Minister środowiska Michał Woś zmienił decyzję Nadleśnictwa Włoszczowa w sprawie budowy pomnika Brygady Świętokrzyskiej NSZ. Pomnik powstanie, a nadleśnictwo będzie współfinansować jego budowę – donosi portal „wpolityce.pl”.
Wniosek w sprawie uczczenia bitwy Brygady Świętokrzyskiej NSZ z oddziałem Armii Ludowej i grupą radzieckich skoczków spadochronowych w Rząbcu złożyło Stowarzyszenie Lokalni Patrioci. Nadleśnictwo Włoszczowa wydało negatywną decyzję, zasłaniając się względami ochrony środowiska, ale też ochroną dobrego samopoczucia współpracujących z sowiecką armią członków Armii Ludowej.

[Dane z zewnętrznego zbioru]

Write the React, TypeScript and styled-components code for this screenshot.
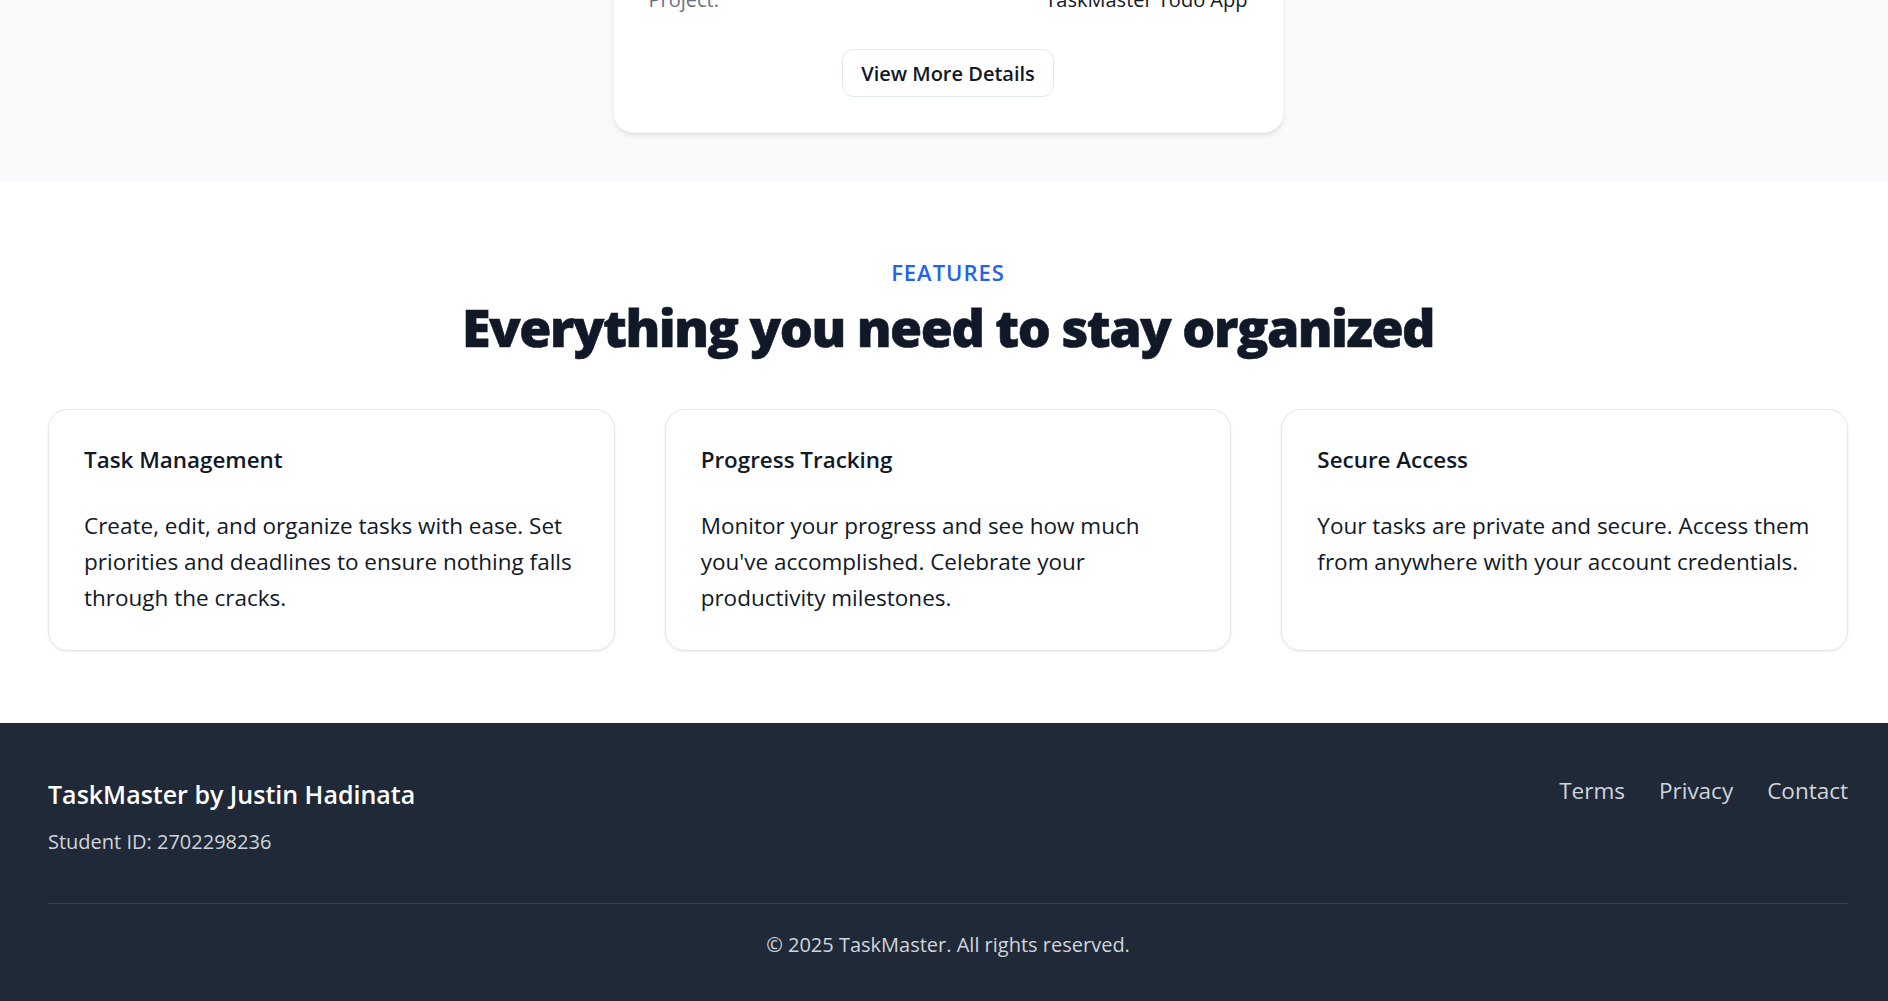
import React from "react";
import styled, { createGlobalStyle } from "styled-components";

const features = [
  {
    title: "Task Management",
    text: "Create, edit, and organize tasks with ease. Set priorities and deadlines to ensure nothing falls through the cracks.",
  },
  {
    title: "Progress Tracking",
    text: "Monitor your progress and see how much you've accomplished. Celebrate your productivity milestones.",
  },
  {
    title: "Secure Access",
    text: "Your tasks are private and secure. Access them from anywhere with your account credentials.",
  },
];

const links = ["Terms", "Privacy", "Contact"];

const App = () => {
  return (
    <>
      <GlobalStyle />
      <Hero>
        <Container>
          <InfoCard>
            <InfoRow>
              <InfoLabel>Project:</InfoLabel>
              <InfoValue>TaskMaster Todo App</InfoValue>
            </InfoRow>
            <ButtonRow>
              <DetailsButton>View More Details</DetailsButton>
            </ButtonRow>
          </InfoCard>
        </Container>
      </Hero>

      <Features>
        <Container>
          <Eyebrow>Features</Eyebrow>
          <Heading>Everything you need to stay organized</Heading>
          <FeatureGrid>
            {features.map((f) => (
              <FeatureCard key={f.title}>
                <FeatureTitle>{f.title}</FeatureTitle>
                <FeatureText>{f.text}</FeatureText>
              </FeatureCard>
            ))}
          </FeatureGrid>
        </Container>
      </Features>

      <Footer>
        <Container>
          <FooterTop>
            <div>
              <Brand>TaskMaster by Justin Hadinata</Brand>
              <StudentId>Student ID: 2702298236</StudentId>
            </div>
            <FooterLinks>
              {links.map((l) => (
                <FooterLink key={l} href="#">
                  {l}
                </FooterLink>
              ))}
            </FooterLinks>
          </FooterTop>
          <Divider />
          <Copyright>© 2025 TaskMaster. All rights reserved.</Copyright>
        </Container>
      </Footer>
    </>
  );
};

export default App;

const GlobalStyle = createGlobalStyle`
  * {
    box-sizing: border-box;
  }
  body {
    margin: 0;
    font-family: "Open Sans", "Noto Sans", sans-serif;
    color: #111827;
    background: #ffffff;
    overflow: hidden;
  }
`;

// content is centred a few px right of the viewport centre in the reference
const Container = styled.div`
  padding: 0 40px 0 48px;
`;

const Hero = styled.section`
  background-color: #f9fafb;
  padding-bottom: 49px;
  overflow: hidden;
`;

const InfoCard = styled.div`
  width: 671px;
  margin: -54px auto 0;
  padding: 35px;
  background: #ffffff;
  border: 1px solid #f1f3f6;
  border-radius: 20px;
  box-shadow: 0 4px 6px -1px rgba(0, 0, 0, 0.08),
    0 2px 4px -2px rgba(0, 0, 0, 0.06);
`;

const InfoRow = styled.div`
  display: flex;
  justify-content: space-between;
  font-size: 20px;
  line-height: 35px;
`;

const InfoLabel = styled.span`
  color: #6b7280;
`;

const InfoValue = styled.span`
  color: #111827;
`;

const ButtonRow = styled.div`
  display: flex;
  justify-content: center;
  margin-top: 32px;
`;

const DetailsButton = styled.button`
  height: 48px;
  padding: 0 18px;
  font-family: inherit;
  font-size: 20px;
  font-weight: 600;
  color: #111827;
  background: #ffffff;
  border: 1px solid #e2e8f0;
  border-radius: 11px;
  cursor: pointer;
  &:hover {
    background: #f9fafb;
  }
`;

const Features = styled.section`
  background: #ffffff;
  padding: 76px 0 72px;
  text-align: center;
`;

const Eyebrow = styled.div`
  color: #2563eb;
  font-size: 22px;
  font-weight: 600;
  line-height: 28px;
  letter-spacing: 1px;
  text-transform: uppercase;
`;

const Heading = styled.h2`
  margin: 11px 0 0;
  font-size: 52px;
  line-height: 60px;
  font-weight: 800;
  letter-spacing: -1.5px;
  color: #111827;
  -webkit-text-stroke: 0.6px #111827;
`;

const FeatureGrid = styled.div`
  display: grid;
  grid-template-columns: repeat(3, 1fr);
  gap: 50px;
  margin-top: 52px;
  text-align: left;
`;

const FeatureCard = styled.div`
  padding: 35px 32px 34px 35px;
  background: #ffffff;
  border: 1px solid #e5e7eb;
  border-radius: 20px;
  box-shadow: 0 1px 3px rgba(0, 0, 0, 0.08);
`;

const FeatureTitle = styled.h3`
  margin: 0;
  font-size: 22.4px;
  line-height: 30px;
  font-weight: 600;
  color: #111827;
`;

const FeatureText = styled.p`
  margin: 33px 0 0;
  font-size: 22.5px;
  line-height: 36px;
  color: #111827;
`;

const Footer = styled.footer`
  background-color: #1f2937;
  padding: 55px 0 50px;
`;

const FooterTop = styled.div`
  display: flex;
  justify-content: space-between;
  align-items: flex-start;
`;

const Brand = styled.div`
  color: #ffffff;
  font-size: 25px;
  line-height: 32px;
  font-weight: 600;
`;

const StudentId = styled.div`
  margin-top: 18px;
  color: #d1d5db;
  font-size: 20px;
  line-height: 28px;
`;

const FooterLinks = styled.nav`
  display: flex;
  gap: 34px;
  margin-top: -2px;
`;

const FooterLink = styled.a`
  color: #d1d5db;
  font-size: 22.5px;
  line-height: 30px;
  text-decoration: none;
  &:hover {
    color: #ffffff;
  }
`;

const Divider = styled.hr`
  margin: 47px 0 0;
  border: none;
  border-top: 1px solid #374151;
`;

const Copyright = styled.p`
  margin: 27px 0 0;
  text-align: center;
  color: #d1d5db;
  font-size: 20px;
  line-height: 28px;
`;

„Budowa pomnika może budzić różne emocje ze względu na to, że żyją potomkowie osób, które zginęły w wydarzeniach, które pomnik będzie upamiętniał – czytamy w piśmie nadleśnictwa Włoszczowa” – donosi portal „wpolityce”.
Komentarze dziennikarzy i polskich władz są jednoznaczne. Wojciech Wybranowski napisał:
Czytam i oczom nie wierzę. Nadleśnictwo Włoszczowa nie zgadza się na budowę pomnika upamiętniającego Brygadę Świętokrzyską, bo żyją potomkowie sowieckich okupantów, z którymi Brygada walczyła, a to mogłoby ich urażać… Czy ktoś w @LPanstwowe zwariował???

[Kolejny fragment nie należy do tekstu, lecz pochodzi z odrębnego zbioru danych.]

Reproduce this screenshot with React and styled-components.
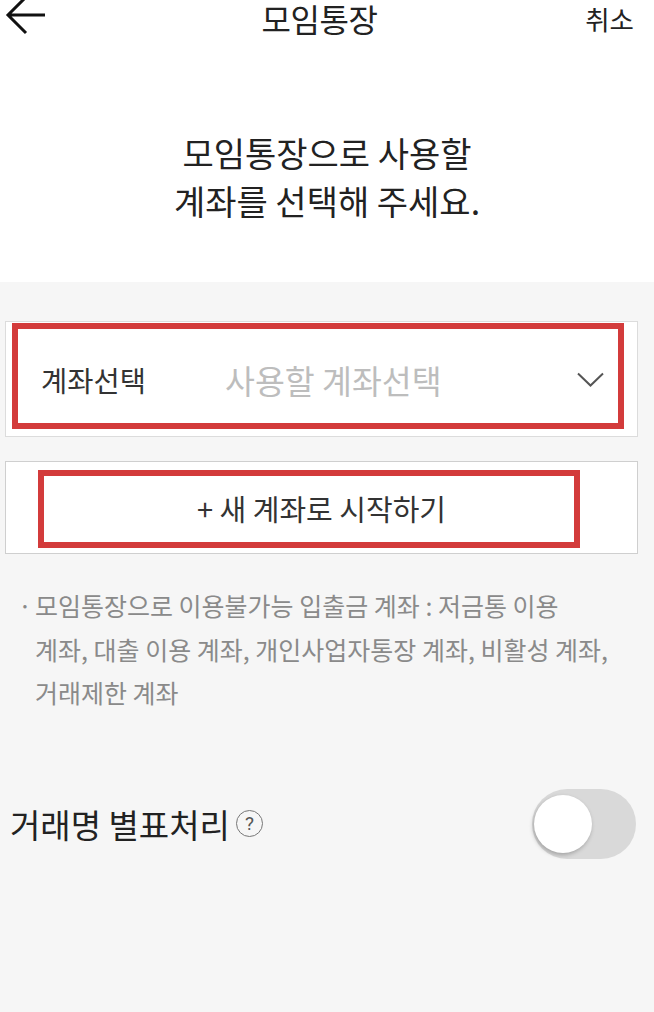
import React, { useState } from 'react';
import styled, { createGlobalStyle } from 'styled-components';

const GlobalStyle = createGlobalStyle`
  html, body {
    margin: 0;
    padding: 0;
    background: #f6f6f6;
  }
  body {
    font-family: 'Noto Sans CJK KR', 'Noto Sans', sans-serif;
    color: #222;
  }
`;

const Page = styled.div`
  width: 654px;
  min-height: 1012px;
  background: #f6f6f6;
`;

// top white area: header + headline
const TopSection = styled.div`
  background: #fff;
  height: 282px;
`;

const Header = styled.header`
  display: grid;
  grid-template-columns: 1fr auto 1fr;
  align-items: center;
  height: 37px;
  padding: 0 20px 0 5px;
`;

const BackButton = styled.button`
  justify-self: start;
  align-self: start;
  border: 0;
  background: none;
  padding: 0;
  width: 44px;
  height: 37px;
  display: flex;
  align-items: flex-start;

  svg {
    overflow: visible;
  }
`;

const Title = styled.h1`
  margin: 0;
  font-size: 32px;
  line-height: 37px;
  font-weight: 400;
  letter-spacing: -0.5px;
`;

const CancelButton = styled.button`
  justify-self: end;
  border: 0;
  background: none;
  padding: 0;
  font-family: inherit;
  font-size: 26.5px;
  line-height: 37px;
  color: #222;
`;

const Headline = styled.h2`
  margin: 92px 0 0;
  text-align: center;
  font-size: 34px;
  line-height: 48px;
  font-weight: 400;
  color: #222;
`;

const Card = styled.div`
  position: relative;
  margin: ${({ $top }) => $top}px 16px 0 5px;
  background: #fff;
  border: 1px solid ${({ $border }) => $border};
  height: ${({ $height }) => $height}px;
  display: flex;
  align-items: center;
  box-sizing: border-box;
`;

// red marker drawn over a card
const Highlight = styled.div`
  position: absolute;
  top: ${({ $t }) => $t}px;
  left: ${({ $l }) => $l}px;
  right: ${({ $r }) => $r}px;
  bottom: ${({ $b }) => $b}px;
  border: 6px solid #d33b3b;
  pointer-events: none;
`;

const SelectRow = styled.div`
  flex: 1;
  display: flex;
  align-items: center;
  padding: 0 33px 0 35px;
`;

const FieldLabel = styled.span`
  width: 184px;
  font-size: 28.5px;
  color: #333;
`;

const Placeholder = styled.span`
  flex: 1;
  font-size: 32.5px;
  color: #bdbdbd;
`;

const NewAccountButton = styled.button`
  flex: 1;
  border: 0;
  background: none;
  font-family: inherit;
  font-size: 29px;
  color: #333;
  text-align: center;
  padding: 0;
`;

const Notes = styled.div`
  display: flex;
  margin-top: 30px;
  padding-left: 18px;
  font-size: 25px;
  line-height: 43.5px;
  color: #8a8a8a;
`;

const Bullet = styled.span`
  width: 17px;
  flex-shrink: 0;
`;

const ToggleRow = styled.div`
  display: flex;
  align-items: center;
  justify-content: space-between;
  margin-top: 74px;
  padding: 0 18px 0 10px;
  height: 70px;
`;

const ToggleLabel = styled.span`
  display: flex;
  align-items: center;
  font-size: 33px;
  color: #222;
`;

const HelpIcon = styled.span`
  margin-left: 6px;
  width: 25px;
  height: 25px;
  border: 1.5px solid #777;
  border-radius: 50%;
  display: inline-flex;
  align-items: center;
  justify-content: center;
  font-family: 'Roboto', sans-serif;
  font-size: 19px;
  color: #555;
`;

const Track = styled.button`
  position: relative;
  width: 104px;
  height: 70px;
  border: 0;
  padding: 0;
  border-radius: 35px;
  background: ${({ $on }) => ($on ? '#e0312f' : '#d9d9d9')};
`;

const Knob = styled.span`
  position: absolute;
  top: 6px;
  left: ${({ $on }) => ($on ? 44 : 2)}px;
  width: 58px;
  height: 58px;
  border-radius: 50%;
  background: #fff;
  box-shadow: -1px 2px 4px rgba(0, 0, 0, 0.25);
`;

const BackArrow = () => (
  <svg width="44" height="37" viewBox="0 0 44 37" fill="none">
    <path d="M40 15H4M21 -3L3 15L21 33" stroke="#111" strokeWidth="3" />
  </svg>
);

const Chevron = () => (
  <svg width="27" height="15" viewBox="0 0 27 15" fill="none">
    <path d="M1 1.5L13.5 13.5L26 1.5" stroke="#555" strokeWidth="2" />
  </svg>
);

export default function App() {
  const [masked, setMasked] = useState(false);

  return (
    <Page>
      <GlobalStyle />
      <TopSection>
        <Header>
          <BackButton aria-label="뒤로">
            <BackArrow />
          </BackButton>
          <Title>모임통장</Title>
          <CancelButton>취소</CancelButton>
        </Header>
        <Headline>
          모임통장으로 사용할
          <br />
          계좌를 선택해 주세요.
        </Headline>
      </TopSection>

      <Card $top={39} $height={116} $border="#dcdcdc">
        <SelectRow>
          <FieldLabel>계좌선택</FieldLabel>
          <Placeholder>사용할 계좌선택</Placeholder>
          <Chevron />
        </SelectRow>
        <Highlight $t={1} $l={6} $r={13} $b={7} />
      </Card>

      <Card $top={24} $height={93} $border="#cfcfcf">
        <NewAccountButton>+ 새 계좌로 시작하기</NewAccountButton>
        <Highlight $t={8} $l={32} $r={57} $b={5} />
      </Card>

      <Notes>
        <Bullet>·</Bullet>
        <span>
          모임통장으로 이용불가능 입출금 계좌 : 저금통 이용
          <br />
          계좌, 대출 이용 계좌, 개인사업자통장 계좌, 비활성 계좌,
          <br />
          거래제한 계좌
        </span>
      </Notes>

      <ToggleRow>
        <ToggleLabel>
          거래명 별표처리
          <HelpIcon>?</HelpIcon>
        </ToggleLabel>
        <Track $on={masked} onClick={() => setMasked(!masked)} aria-label="거래명 별표처리">
          <Knob $on={masked} />
        </Track>
      </ToggleRow>
    </Page>
  );
}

Szef Urzędu ds. kombatantów i osób represjonowanych Jan Kasprzyk krótko wyraził swoją opinię:
Coś absolutnie niewiarygodnego
Sprawę ostatecznie rozwiał minister środowiska Michał Woś:
W Rząbcu w miejscu bitwy #BrygadaŚwiętokrzyskaNSZ z sowietami i ich pachołkami pomnik powstanie, a dla naprawienia błędu nadleśnictwo będzie współfinansować jego budowę. W tej sprawie @LPanstwowe wszczęły postępowanie wyjaśniające. Cześć i chwała bohaterom!

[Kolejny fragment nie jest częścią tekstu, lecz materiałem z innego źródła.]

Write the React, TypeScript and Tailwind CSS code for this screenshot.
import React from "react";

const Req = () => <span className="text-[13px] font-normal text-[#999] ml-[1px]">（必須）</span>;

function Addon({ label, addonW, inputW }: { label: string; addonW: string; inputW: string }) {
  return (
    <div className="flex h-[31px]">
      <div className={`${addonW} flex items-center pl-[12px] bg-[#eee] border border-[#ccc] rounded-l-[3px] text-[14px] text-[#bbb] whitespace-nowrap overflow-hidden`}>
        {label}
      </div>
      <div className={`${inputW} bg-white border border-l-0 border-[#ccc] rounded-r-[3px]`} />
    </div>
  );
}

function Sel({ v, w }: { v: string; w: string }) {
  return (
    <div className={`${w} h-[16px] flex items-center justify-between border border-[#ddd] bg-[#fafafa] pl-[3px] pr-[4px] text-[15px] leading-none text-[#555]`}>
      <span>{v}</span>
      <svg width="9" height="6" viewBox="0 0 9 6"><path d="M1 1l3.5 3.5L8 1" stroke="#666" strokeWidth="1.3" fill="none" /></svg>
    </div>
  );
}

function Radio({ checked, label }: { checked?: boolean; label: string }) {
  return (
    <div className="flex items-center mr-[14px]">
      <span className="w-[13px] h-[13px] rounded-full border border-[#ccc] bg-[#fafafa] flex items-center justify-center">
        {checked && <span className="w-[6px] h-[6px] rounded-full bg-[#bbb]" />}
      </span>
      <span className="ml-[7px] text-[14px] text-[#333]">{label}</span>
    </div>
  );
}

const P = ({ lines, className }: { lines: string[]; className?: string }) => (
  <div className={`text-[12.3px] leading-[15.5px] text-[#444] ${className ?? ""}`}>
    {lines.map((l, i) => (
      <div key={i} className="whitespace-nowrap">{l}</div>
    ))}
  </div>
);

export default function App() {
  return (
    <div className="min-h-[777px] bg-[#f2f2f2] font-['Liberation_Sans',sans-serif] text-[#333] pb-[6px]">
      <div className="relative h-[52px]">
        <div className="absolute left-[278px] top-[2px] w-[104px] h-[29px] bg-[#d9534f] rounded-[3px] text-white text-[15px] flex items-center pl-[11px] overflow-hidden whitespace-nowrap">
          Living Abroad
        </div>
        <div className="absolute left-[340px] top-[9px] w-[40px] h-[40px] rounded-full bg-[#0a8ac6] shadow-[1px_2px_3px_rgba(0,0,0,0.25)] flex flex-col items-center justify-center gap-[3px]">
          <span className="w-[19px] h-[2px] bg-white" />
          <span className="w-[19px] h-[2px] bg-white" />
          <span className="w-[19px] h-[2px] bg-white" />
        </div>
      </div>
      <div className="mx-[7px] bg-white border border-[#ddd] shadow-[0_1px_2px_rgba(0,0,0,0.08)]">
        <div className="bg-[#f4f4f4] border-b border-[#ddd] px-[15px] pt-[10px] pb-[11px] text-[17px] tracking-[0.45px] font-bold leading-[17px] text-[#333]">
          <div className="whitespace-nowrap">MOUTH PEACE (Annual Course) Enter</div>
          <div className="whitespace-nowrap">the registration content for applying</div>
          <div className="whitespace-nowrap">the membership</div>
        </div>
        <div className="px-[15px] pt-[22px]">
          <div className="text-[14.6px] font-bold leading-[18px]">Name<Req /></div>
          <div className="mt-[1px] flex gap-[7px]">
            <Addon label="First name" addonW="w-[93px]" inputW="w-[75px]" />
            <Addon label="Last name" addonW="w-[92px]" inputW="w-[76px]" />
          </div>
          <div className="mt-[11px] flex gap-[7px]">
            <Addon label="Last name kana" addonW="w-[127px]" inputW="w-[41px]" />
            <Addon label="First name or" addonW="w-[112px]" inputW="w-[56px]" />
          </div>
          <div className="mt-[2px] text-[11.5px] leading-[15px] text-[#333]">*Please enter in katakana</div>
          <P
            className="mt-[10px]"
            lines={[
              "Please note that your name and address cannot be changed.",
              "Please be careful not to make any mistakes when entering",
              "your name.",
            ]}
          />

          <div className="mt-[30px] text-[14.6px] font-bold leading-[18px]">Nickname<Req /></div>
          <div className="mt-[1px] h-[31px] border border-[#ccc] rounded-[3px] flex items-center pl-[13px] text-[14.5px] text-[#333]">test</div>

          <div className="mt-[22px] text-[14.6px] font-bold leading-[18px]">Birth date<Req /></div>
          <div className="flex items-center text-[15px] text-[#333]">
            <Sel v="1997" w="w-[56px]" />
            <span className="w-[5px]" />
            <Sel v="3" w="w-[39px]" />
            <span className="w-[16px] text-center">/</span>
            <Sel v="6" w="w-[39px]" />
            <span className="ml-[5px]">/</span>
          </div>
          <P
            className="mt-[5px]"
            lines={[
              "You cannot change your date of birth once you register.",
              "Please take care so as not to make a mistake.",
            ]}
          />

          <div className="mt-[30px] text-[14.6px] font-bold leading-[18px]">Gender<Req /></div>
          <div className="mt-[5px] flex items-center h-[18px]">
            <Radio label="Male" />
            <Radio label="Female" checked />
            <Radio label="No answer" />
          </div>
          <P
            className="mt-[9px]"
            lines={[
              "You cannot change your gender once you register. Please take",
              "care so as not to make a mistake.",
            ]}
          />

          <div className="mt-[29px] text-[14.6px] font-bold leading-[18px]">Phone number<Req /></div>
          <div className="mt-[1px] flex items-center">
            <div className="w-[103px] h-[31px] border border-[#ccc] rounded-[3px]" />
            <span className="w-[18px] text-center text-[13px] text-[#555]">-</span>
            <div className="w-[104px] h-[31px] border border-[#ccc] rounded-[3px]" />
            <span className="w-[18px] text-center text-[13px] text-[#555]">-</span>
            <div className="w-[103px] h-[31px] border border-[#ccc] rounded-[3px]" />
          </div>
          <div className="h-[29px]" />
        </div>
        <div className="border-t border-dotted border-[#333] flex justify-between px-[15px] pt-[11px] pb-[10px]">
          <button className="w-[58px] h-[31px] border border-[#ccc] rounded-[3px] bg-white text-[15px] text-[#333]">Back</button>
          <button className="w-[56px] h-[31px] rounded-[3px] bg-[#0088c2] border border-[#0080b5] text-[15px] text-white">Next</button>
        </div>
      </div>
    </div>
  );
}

Przez kilkadziesiąt lat po wojnie w Polsce pokutowała radziecka wersja historii, zgodnie z którą Armia Krajowa to byli bandyci i kolaboranci, a serwilistyczna wobec ZSRR Armia Ludowa to byli bohaterzy, którzy naprawiali błędy polskich nacjonalistów z AK, NSZ i innych organizacji stojących po stronie niepodległej Polski. Po 1989 roku, z pewnymi problemami, zaczęła przebijać się do świadomości Polaków prawdziwa historia. Dzisiaj wiemy o bohaterstwie powstańców warszawskich, heroicznej walce żołnierzy niezłomnych i prawdziwej roli Związku Radzieckiego, który pod szyldem braterstwa i przyjaźni zniewolił Polskę na kilkadziesiąt lat. I mimo, że nie ma już ZSRR, komunizm został uznany za ideologię zbrodniczą a Polska rozwija się w niespotykanym tempie, nadrabiając kilkadziesiąt lat zniewolenia, to nadal w Polsce są środowiska posługujące się narracją pochodzącą z tamtego okresu. Nadleśnictwo Włoszczowa wpisało się w tę narrację.